The monster itself is not only technically impressive, but genuinely scary. The body and claws are obviously taken directly from the original Creature from the Black Lagoon (1954). Yet, unlike the original gill-man, this monster is not a lithe and agile swimmer, but rather a hulking brute more than seven feet tall. Consequently, the film makes no attempt to shoot the monster in the water, the actor inside can walk well enough but the suit is far too bulky to allow for any swimming. The monster’s face, which is hidden till the very end of the film, is so grotesque that I have no doubts about its ability to give the little kids in the Saturday matinee audience nightmares for weeks. Taken together the effect is striking, where the original creature was a sympathetic but dangerous animal (something along the line of King Kong (1933), complete with the improbable interspecies romance), this one is a mindless, almost sadistic killer. The creature’s penchant for taking the heads of his victims as ghoulish trophies only underscores this impression. Like its predecessor, the monster has a marked sexual interest in the film’s leading lady. He even stalks her while she’s skinny-dipping and steals her clothes. A viewer may be willing to give the Creature from the Black Lagoon the benefit of a doubt, but there is no question here that the monster’s intentions are of the foulest sort.
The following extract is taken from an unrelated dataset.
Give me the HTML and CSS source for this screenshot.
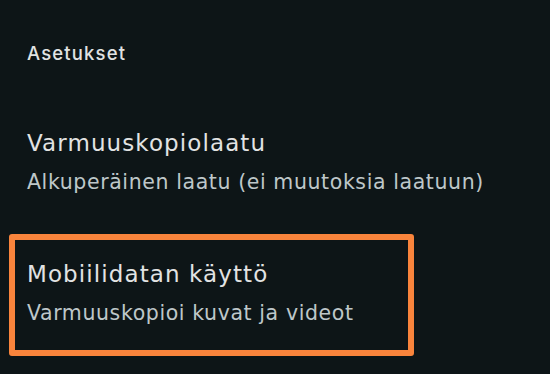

Admittedly, there is quite a bit that doesn’t make any sense about this movie. For starters, we have no indication why Sturges decided to start feeding the antediluvian monster he found under his lighthouse. He plainly recognized the beast could be dangerous, or else why would he have ordered Lucille to stay away from the caves? Why does everybody in town take turns driving the same jeep (probably because it was the only car that the production could afford)? These are minor complaints though, at its core The Monster of Piedras Blances is a solid monster movie, and probably the best of the Creature From the Black Lagoon knock-off in the 1950s, though I have a few more to plow through before I can say that definitively.